つまり、社会課題や生活課題、科学技術などの「ホンモノの課題」に向き合う当事者として、また表現やパフォーマンスの当事者として思考・判断・表現を繰り返し、縦割りの知識・技能を学際的に手繰り寄せて「一つのシゴト」に仕上げていく探究学習です。    

pp.128-129.

このSTEAMの話と関連して、本書では、総合や教科横断的な学習の実践例や代表的な事例についても色々と紹介されています。
例えば、伊那小学校の総合と教科(p.38.)や、イエナプランのブロックアワーとワールドオリエン―ションの関係、(p.42.)など。そのほか、STEAMに関しても、体育に数学と理科を掛け合わせるSTEAMの例(p.156)や、料理と科学を掛け合わせるSTEAMの事例(p.187-188.)など。

三点目
授業スタイルの変化の話だけでなく、学校教育を取り巻く様々な制度的前提についても、物申しています。
国内留学やダブルディグリーのような、学校アライアンスとしての「みらいハイスクール」の構想(p.140.)であったり、「通信制・単位制」を日本の高校の新しいスタンダードにしてはどうかという提案(p.211.)であったり、学級サイズを「20人や15人という「マネジメント可能なサイズ」を追求すべき」(p.215. )という提案であったり、学校教育法施行規則の「標準授業時間数」を廃止し、学習マネジメントは生徒の学習ログを確認して、学習指導要領が求める資質・能力の伸びを評価して、丁寧に行うべき(pp.217-219)という主張などが、その一例です。
結果として、「「カネ目の話」をタブーなく勝負する教育政策への転換」が必要だとされています。

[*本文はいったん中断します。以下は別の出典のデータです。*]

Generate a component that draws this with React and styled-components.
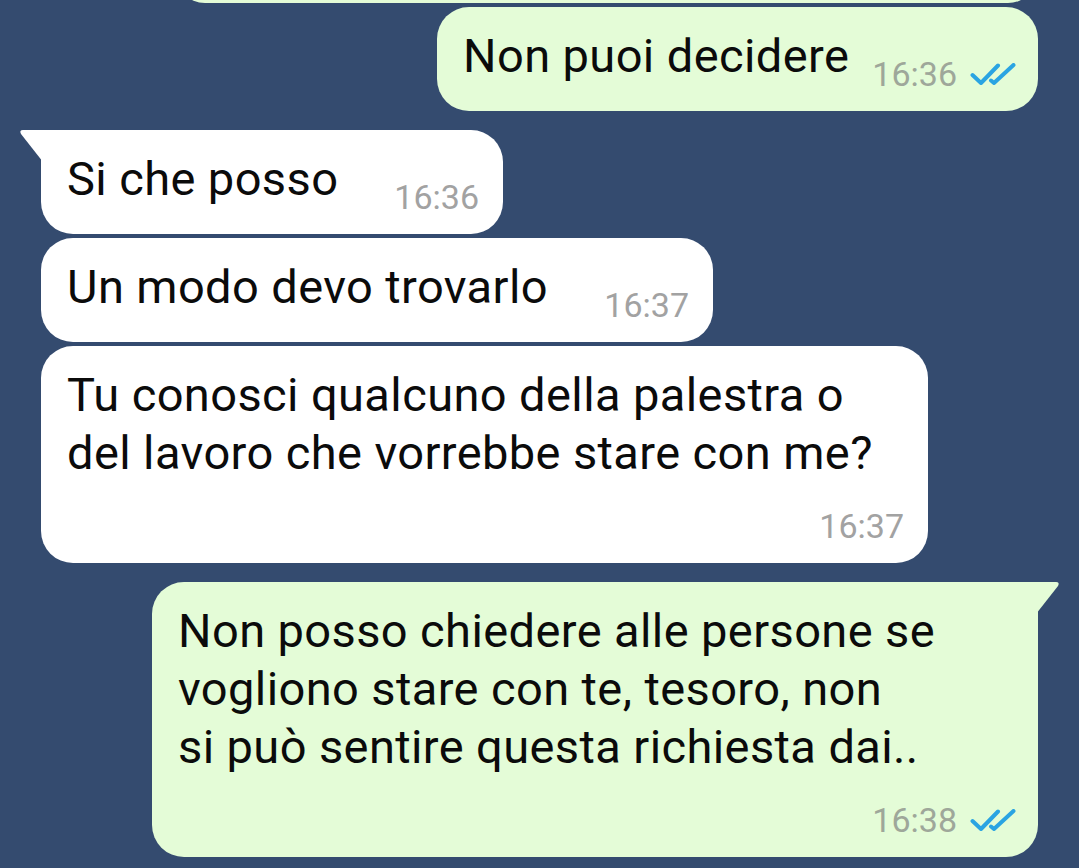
import { styled, createGlobalStyle } from 'styled-components';

const GlobalStyle = createGlobalStyle`
    html, body {
        margin: 0;
        padding: 0;
        background: #344b6f;
        height: 100%;
        overflow: hidden;
    }
    body {
        font-family: Roboto, "Noto Sans", "Liberation Sans", sans-serif;
    }
`;

const Chat = styled.div`
    display: flex;
    flex-direction: column;
    padding: 0 41px;
    height: 868px;
    overflow: hidden;
`;

const Bubble = styled.div`
    position: relative;
    box-sizing: border-box;
    width: ${(props) => props.width}px;
    align-self: ${(props) => (props.out ? 'flex-end' : 'flex-start')};
    margin-top: ${(props) => props.gap}px;
    padding: 20px 24px 17px 26px;
    background: ${(props) => (props.out ? '#e4fcd7' : '#ffffff')};
    border-radius: 32px;
    ${(props) =>
        props.tail &&
        (props.out
            ? 'border-top-right-radius: 0;'
            : 'border-top-left-radius: 0;')}
    &::before {
        content: '';
        display: ${(props) => (props.tail ? 'block' : 'none')};
        position: absolute;
        top: 0;
        width: 24px;
        height: 32px;
        background: inherit;
        ${(props) =>
            props.out
                ? "right: -22px; clip-path: path('M0 0 H20 Q24 0 22 4 L0 32 Z');"
                : "left: -22px; clip-path: path('M4 0 H24 V32 L2 4 Q0 0 4 0 Z');"}
    }
`;

const Row = styled.div`
    display: flex;
    align-items: flex-end;
    justify-content: space-between;
`;

const Text = styled.div`
    font-size: 47px;
    letter-spacing: 0.4px;
    line-height: 58px;
    color: #0b0b0b;
    white-space: nowrap;
    margin-bottom: ${(props) => (props.inline ? '9px' : '0')};
`;

const Meta = styled.div`
    display: flex;
    align-items: flex-end;
    justify-content: flex-end;
    gap: 13px;
    margin-top: ${(props) => (props.stacked ? '24px' : '0')};
    flex-shrink: 0;
`;

const Time = styled.span`
    font-size: 34px;
    line-height: 40px;
    color: ${(props) => (props.out ? '#9ea79a' : '#a2a2a2')};
`;

const Ticks = styled.svg`
    width: 46px;
    height: 22px;
    margin-bottom: 9px;
    margin-right: -2px;
`;

function DoubleTick() {
    return (
        <Ticks viewBox="0 0 46 22" fill="none">
            <path
                d="M2.5 12 L11 20 L28 2.5"
                stroke="#2aa4e2"
                strokeWidth="4"
                strokeLinecap="round"
                strokeLinejoin="round"
            />
            <path
                d="M21 17.5 L24 20 L43.5 2"
                stroke="#2aa4e2"
                strokeWidth="4"
                strokeLinecap="round"
                strokeLinejoin="round"
            />
        </Ticks>
    );
}

const messages = [
    { out: true, width: 601, gap: 4, tail: false, lines: ['Non puoi decidere'], time: '16:36' },
    { out: false, width: 462, gap: 19, tail: true, lines: ['Si che posso'], time: '16:36' },
    { out: false, width: 672, gap: 4, tail: false, lines: ['Un modo devo trovarlo'], time: '16:37' },
    {
        out: false,
        width: 887,
        gap: 4,
        tail: false,
        lines: ['Tu conosci qualcuno della palestra o', 'del lavoro che vorrebbe stare con me?'],
        time: '16:37',
    },
    {
        out: true,
        width: 886,
        gap: 19,
        tail: true,
        lines: [
            'Non posso chiedere alle persone se',
            'vogliono stare con te, tesoro, non',
            'si può sentire questa richiesta dai..',
        ],
        time: '16:38',
    },
];

function Message({ msg }) {
    const meta = (stacked) => (
        <Meta stacked={stacked}>
            <Time out={msg.out}>{msg.time}</Time>
            {msg.out && <DoubleTick />}
        </Meta>
    );

    return (
        <Bubble out={msg.out} width={msg.width} gap={msg.gap} tail={msg.tail}>
            {msg.lines.length === 1 ? (
                <Row>
                    <Text inline>{msg.lines[0]}</Text>
                    {meta(false)}
                </Row>
            ) : (
                <>
                    <Text>
                        {msg.lines.map((line) => (
                            <div key={line}>{line}</div>
                        ))}
                    </Text>
                    {meta(true)}
                </>
            )}
        </Bubble>
    );
}

export default function App() {
    return (
        <>
            <GlobalStyle />
            <Chat>
                {/* previous message, scrolled almost out of view */}
                <Bubble out width={863} gap={-57} style={{ height: 60 }} />
                {messages.map((msg, i) => (
                    <Message key={i} msg={msg} />
                ))}
            </Chat>
        </>
    );
}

教師の役割についてもかなり派手な主張がなされており、賛否両論を呼びそうです。

GIGAスクール時代の今後、広義の録画。再生やEdTechと学習ログの上手な活用によって、「知識伝達」に費やされる先生のシゴトの手間はかなり削れます。一方で、個別に寄り添うには大量の先生が必要になります。全員が「常勤」である必要は全くないにせよ、人件費はかさみますが、それを「未来投資」と思うか否かが、今後の判断の分かれ目となります。               

p.213.

本書の内容について、正直賛同しにくい点はいくつもあったのですが、読み方によっては、これまで日本でなされてきた実践や思想が「いいとこ取り的に」垣間見られる場面もあり、その点自体も考えさせられました。
また、授業のあり方を論じる際に、学校や制度設計を関連付けて論じる必要があるという点は、再認識させられました。